Practical Implications for Specialized Tasks
The paper highlights that skills are most effective when they bridge the gap between a model’s general reasoning and highly specific technical operations.
- Data and Analytics: Tasks involving Excel pivot table APIs or specialized SQL operations saw some of the highest gains. These tasks require strict adherence to syntax and logic that general training data often lacks.
- Tool-Use Logic: For complex workflows—such as analyzing sales data or even environment-specific tasks like counting coins in a game environment—curated skills provided the “procedural glue” that allowed agents to navigate multi-step processes without getting stuck in reasoning loops.
- Cost Efficiency: By using smaller models augmented with curated skills, teams can achieve high-tier performance at a significantly lower inference cost, making it a viable strategy for large-scale production environments.
Conclusions
The most surprising takeaway isn’t that the AI is “smarter”—it’s that less is actually more.
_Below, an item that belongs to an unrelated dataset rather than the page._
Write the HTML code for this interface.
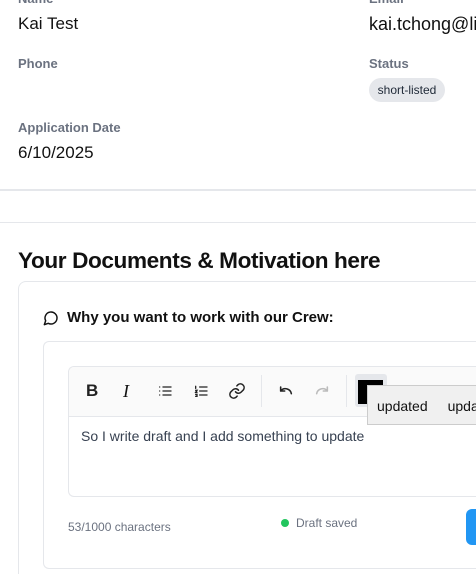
<!DOCTYPE html>
<html><head><meta charset="utf-8"><style>
*{box-sizing:border-box;margin:0;padding:0}
html,body{width:476px;height:574px;overflow:hidden}
body{background:#fff;font-family:"Liberation Sans",sans-serif;position:relative;color:#111}
.a{position:absolute;white-space:nowrap}
.lbl{font-size:13px;font-weight:bold;color:#6b7280}
.val{font-size:17px;color:#111}
svg{position:absolute}
</style></head><body>
<div class="a lbl" style="left:18px;top:-9px">Name</div>
<div class="a lbl" style="left:369px;top:-9px">Email</div>
<div class="a val" style="left:18px;top:14px">Kai Test</div>
<div class="a val" style="left:369px;top:14px;font-size:18px">kai.tchong@li</div>
<div class="a lbl" style="left:18px;top:56px">Phone</div>
<div class="a lbl" style="left:369px;top:56px">Status</div>
<div class="a" style="left:369px;top:78px;width:76px;height:24px;border-radius:12px;background:#e5e7eb;font-size:12px;line-height:24px;text-align:center;color:#1f2937">short-listed</div>
<div class="a lbl" style="left:18px;top:120px">Application Date</div>
<div class="a val" style="left:18px;top:143px">6/10/2025</div>
<div class="a" style="left:0;top:189px;width:476px;height:2px;background:#e5e7eb"></div>
<div class="a" style="left:0;top:222px;width:476px;height:1px;background:#e5e7eb"></div>
<div class="a" style="left:18px;top:248px;font-size:22.6px;font-weight:bold;letter-spacing:-0.4px">Your Documents &amp; Motivation here</div>
<div class="a" style="left:18px;top:281px;width:458px;height:293px;border:1px solid #e5e7eb;border-right:none;border-bottom:none;border-radius:8px 0 0 0"></div>
<svg style="left:43px;top:310px" width="16" height="16" viewBox="0 0 24 24" fill="none" stroke="#111" stroke-width="2.2" stroke-linecap="round" stroke-linejoin="round"><path d="M7.9 20A9 9 0 1 0 4 16.1L2 22Z"/></svg>
<div class="a" style="left:67px;top:309px;font-size:15px;font-weight:bold">Why you want to work with our Crew:</div>
<div class="a" style="left:43px;top:341px;width:433px;height:228px;border:1px solid #e5e7eb;border-right:none;border-radius:6px 0 0 6px"></div>
<div class="a" style="left:68px;top:366px;width:408px;height:131px;border:1px solid #e5e7eb;border-right:none;border-radius:6px 0 0 6px;overflow:hidden">
<div style="height:50px;background:#fafafa;border-bottom:1px solid #e5e7eb"></div></div>
<div class="a" style="left:86px;top:381px;font-size:17px;font-weight:bold;color:#222">B</div>
<div class="a" style="left:123px;top:381px;font-size:18px;font-style:italic;font-family:'Liberation Serif',serif">I</div>
<svg style="left:157px;top:383px" width="16" height="16" viewBox="0 0 24 24" fill="none" stroke="#222" stroke-width="2" stroke-linecap="round"><path d="M9 6h12M9 12h12M9 18h12M4 6h.01M4 12h.01M4 18h.01"/></svg>
<svg style="left:193px;top:383px" width="16" height="16" viewBox="0 0 24 24" fill="none" stroke="#222" stroke-width="2" stroke-linecap="round"><path d="M10 6h11M10 12h11M10 18h11M4 5v3M4 11h2l-2 3h2M4 17h2v3H4"/></svg>
<svg style="left:228px;top:382px" width="18" height="18" viewBox="0 0 24 24" fill="none" stroke="#222" stroke-width="2" stroke-linecap="round"><path d="M10 13a5 5 0 0 0 7.5.5l3-3a5 5 0 0 0-7-7l-1.7 1.7M14 11a5 5 0 0 0-7.5-.5l-3 3a5 5 0 0 0 7 7l1.7-1.7"/></svg>
<div class="a" style="left:261px;top:375px;width:1px;height:32px;background:#e5e7eb"></div>
<svg style="left:277px;top:383px" width="18" height="16" viewBox="0 0 24 24" fill="none" stroke="#222" stroke-width="2.4" stroke-linecap="round" stroke-linejoin="round"><path d="M4 6v6h6M4 12a9 9 0 0 1 16 4"/></svg>
<svg style="left:313px;top:383px" width="18" height="16" viewBox="0 0 24 24" fill="none" stroke="#bbb" stroke-width="2.4" stroke-linecap="round" stroke-linejoin="round"><path d="M20 6v6h-6M20 12a9 9 0 0 0-16 4"/></svg>
<div class="a" style="left:346px;top:375px;width:1px;height:32px;background:#e5e7eb"></div>
<div class="a" style="left:355px;top:374px;width:32px;height:33px;background:#e5e7eb;border-radius:3px"></div>
<div class="a" style="left:358px;top:380px;width:25px;height:24px;background:#000"></div>
<div class="a" style="left:367px;top:385px;width:109px;height:40px;background:#f0f0f0;border:1px solid #ccc;border-right:none;font-size:14px;line-height:40px;padding-left:9px;color:#111;overflow:hidden">updated<span style="margin-left:20px">upda</span></div>
<div class="a" style="left:81px;top:428px;font-size:14px;color:#374151">So I write draft and I add something to update</div>
<div class="a" style="left:68px;top:520px;font-size:12px;color:#6b7280">53/1000 characters</div>
<div class="a" style="left:281px;top:519px;width:8px;height:8px;border-radius:50%;background:#22c55e"></div>
<div class="a" style="left:296px;top:516px;font-size:12px;color:#6b7280">Draft saved</div>
<div class="a" style="left:466px;top:509px;width:10px;height:36px;border-radius:6px 0 0 6px;background:#2196f3"></div>
</body></html>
When I started, I thought the goal was to feed the machine as much information as possible. I wanted it to know my architecture, my naming conventions, user-stories etc. But the research and my own terminal logs tell a different story: context is a double-edged sword. Every extra line in your CLAUDE.md is a distraction, a potential hallucination, and a literal death penalty to your subscription.
The New Developer Mindset
If there’s one “North Star” I’ve found, it’s this: The codebase should be the documentation. If Claude is struggling to find a file or understand a function, the solution isn’t to write a paragraph in a markdown file explaining it; the solution is to refactor the code so it’s obvious.
By moving away from “prompt engineering” and toward “agent-centric architecture,” The pace of change isn’t slowing down, but the “standard” is finally emerging. It’s not about how much code the AI can write; it’s about how well you can steer the agent while staying out of its way.